Here our fast-paced life works decisively against us. We expect experience to happen quickly. It is a consequence of being nurtured for decades in bountiful world of convenience. Global warming is unfolding at a pace of years and decades, far beyond the periphery of the news cycle. Global warming is a dry season here, a wet season there, a seemingly random killing cold season, a period where everything appears normal, followed by years of record high temperatures skipping through time like a stone thrown on the calm surface of a pond. We simply don’t connect the dots because it is too complex and too damn slow (well, and far too political too).


The other slow motion disaster that comes to mind is the massive, seemingly unstoppable rise in worldwide public debt. The recent concern in Europe over the possibility of insolvency in Greece seemed to surprise everyone. Suddenly, it was in the news cycle. Major headlines. But, like the latest gulf oil spill and global warming, it has been unfolding for years. This is also true of other European nations.

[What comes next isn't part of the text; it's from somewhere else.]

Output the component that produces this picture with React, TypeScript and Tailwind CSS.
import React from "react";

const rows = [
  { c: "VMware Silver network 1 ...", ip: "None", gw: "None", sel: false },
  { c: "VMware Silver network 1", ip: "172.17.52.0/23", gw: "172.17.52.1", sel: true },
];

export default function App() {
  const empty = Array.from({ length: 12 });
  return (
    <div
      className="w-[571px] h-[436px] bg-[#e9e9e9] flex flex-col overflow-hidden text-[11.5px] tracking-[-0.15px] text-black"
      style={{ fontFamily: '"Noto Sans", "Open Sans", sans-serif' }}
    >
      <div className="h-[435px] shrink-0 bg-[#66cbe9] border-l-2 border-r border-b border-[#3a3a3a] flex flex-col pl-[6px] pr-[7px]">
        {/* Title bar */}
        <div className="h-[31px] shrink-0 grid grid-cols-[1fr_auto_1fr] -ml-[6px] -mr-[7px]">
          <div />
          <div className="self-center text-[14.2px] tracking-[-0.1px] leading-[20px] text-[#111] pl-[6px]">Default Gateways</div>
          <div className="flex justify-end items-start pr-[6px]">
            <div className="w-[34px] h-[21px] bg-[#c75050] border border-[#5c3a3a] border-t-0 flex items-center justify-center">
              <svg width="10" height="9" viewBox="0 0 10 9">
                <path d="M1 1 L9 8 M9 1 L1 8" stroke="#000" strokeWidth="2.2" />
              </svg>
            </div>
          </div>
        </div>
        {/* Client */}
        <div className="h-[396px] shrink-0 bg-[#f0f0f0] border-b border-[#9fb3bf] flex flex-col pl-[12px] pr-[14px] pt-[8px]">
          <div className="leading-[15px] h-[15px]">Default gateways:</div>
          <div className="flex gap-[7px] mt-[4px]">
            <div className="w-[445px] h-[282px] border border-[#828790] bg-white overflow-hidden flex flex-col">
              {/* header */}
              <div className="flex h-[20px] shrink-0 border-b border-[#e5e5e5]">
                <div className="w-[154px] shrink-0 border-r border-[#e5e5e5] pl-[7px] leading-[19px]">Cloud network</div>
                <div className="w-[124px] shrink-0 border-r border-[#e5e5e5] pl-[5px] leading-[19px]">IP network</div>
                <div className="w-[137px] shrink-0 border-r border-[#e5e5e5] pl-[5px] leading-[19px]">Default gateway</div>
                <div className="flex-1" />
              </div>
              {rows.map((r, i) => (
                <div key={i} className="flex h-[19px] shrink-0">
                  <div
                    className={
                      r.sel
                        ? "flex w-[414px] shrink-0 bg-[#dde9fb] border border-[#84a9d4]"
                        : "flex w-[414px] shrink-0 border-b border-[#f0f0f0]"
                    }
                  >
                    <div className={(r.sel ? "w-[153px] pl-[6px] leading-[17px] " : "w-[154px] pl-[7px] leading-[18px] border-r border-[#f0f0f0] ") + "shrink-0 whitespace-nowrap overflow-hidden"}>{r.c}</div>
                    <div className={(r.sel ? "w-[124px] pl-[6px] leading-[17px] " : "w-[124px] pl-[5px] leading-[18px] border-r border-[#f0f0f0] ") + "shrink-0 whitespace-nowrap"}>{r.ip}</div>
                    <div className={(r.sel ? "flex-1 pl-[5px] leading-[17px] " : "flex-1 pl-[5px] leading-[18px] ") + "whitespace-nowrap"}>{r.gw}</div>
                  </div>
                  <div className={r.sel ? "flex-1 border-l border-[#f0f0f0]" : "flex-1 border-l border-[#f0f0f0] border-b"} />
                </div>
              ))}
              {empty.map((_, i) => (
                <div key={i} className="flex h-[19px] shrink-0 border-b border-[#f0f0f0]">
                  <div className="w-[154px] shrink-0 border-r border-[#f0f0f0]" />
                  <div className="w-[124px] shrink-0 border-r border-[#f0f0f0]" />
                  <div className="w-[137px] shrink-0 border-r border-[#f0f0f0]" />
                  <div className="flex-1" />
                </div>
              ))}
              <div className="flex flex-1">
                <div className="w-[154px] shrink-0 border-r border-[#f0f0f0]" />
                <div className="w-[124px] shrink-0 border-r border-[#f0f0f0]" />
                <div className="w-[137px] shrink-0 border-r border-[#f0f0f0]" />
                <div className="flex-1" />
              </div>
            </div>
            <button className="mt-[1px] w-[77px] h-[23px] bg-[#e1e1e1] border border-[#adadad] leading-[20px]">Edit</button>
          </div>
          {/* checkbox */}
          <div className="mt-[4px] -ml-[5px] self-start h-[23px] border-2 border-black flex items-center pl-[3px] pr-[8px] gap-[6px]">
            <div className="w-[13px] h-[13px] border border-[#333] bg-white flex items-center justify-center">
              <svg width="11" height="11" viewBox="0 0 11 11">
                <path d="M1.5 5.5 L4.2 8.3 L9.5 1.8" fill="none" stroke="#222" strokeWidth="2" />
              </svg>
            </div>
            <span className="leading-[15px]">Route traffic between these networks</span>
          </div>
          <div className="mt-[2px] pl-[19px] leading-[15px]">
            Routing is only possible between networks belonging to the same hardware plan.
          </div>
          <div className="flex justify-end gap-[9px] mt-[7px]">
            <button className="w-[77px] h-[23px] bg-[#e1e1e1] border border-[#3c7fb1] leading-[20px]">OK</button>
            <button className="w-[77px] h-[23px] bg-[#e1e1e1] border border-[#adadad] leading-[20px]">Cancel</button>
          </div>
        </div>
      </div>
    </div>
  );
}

The same is true for the United States. It was announced today that April produced a record federal budget deficit. The US debt is a train-wreck waiting to happen. We are in no way immune to the Greek crisis. Slowly, more discerning people are seeing this. They see that this massive debt, based entirely upon worthless fiat currency, will lead us to significant public distress if not national bankruptcy. The minority of individuals who see this happening know that gold is the ultimate refuge. Which is one reason the price of gold has skyrocketed again and will continue to do so.

Gold will continue to rise as long as nations feed the slow motion deficit crisis with more fiat money.

So, I wait as the world shows indifference toward debt. I buy on the dips and accumulate more gold. I watch the world far outspend its means with no mechanism for slowing the rate of debt down let alone stopping it. I watch the world continue to warm up even as a growing number among us deny that it is even happening. This in the face of the fact that 2000-2009 was the warmest decade ever recorded.

And I watch that massive oil spill, growing each day as congress tries to untangle who is to blame. But, I have my own ideas on that. It is the same guilty party as with the human aggravation of global warming (not necessarily the cause of it). The same as who is responsible for the unprecedented rise in public debt. It is our collective human hunger for oil that drives us to disaster. It is our inability to care about subtle changes in weather conditions over time that causes us to do nothing to mitigate the effects of our use of oil. It is our need for easy convenience and entitlement that drives up the debt in public welfare programs we have not been able to afford since Ronald Reagan was president.

We have met the enemy and they are us.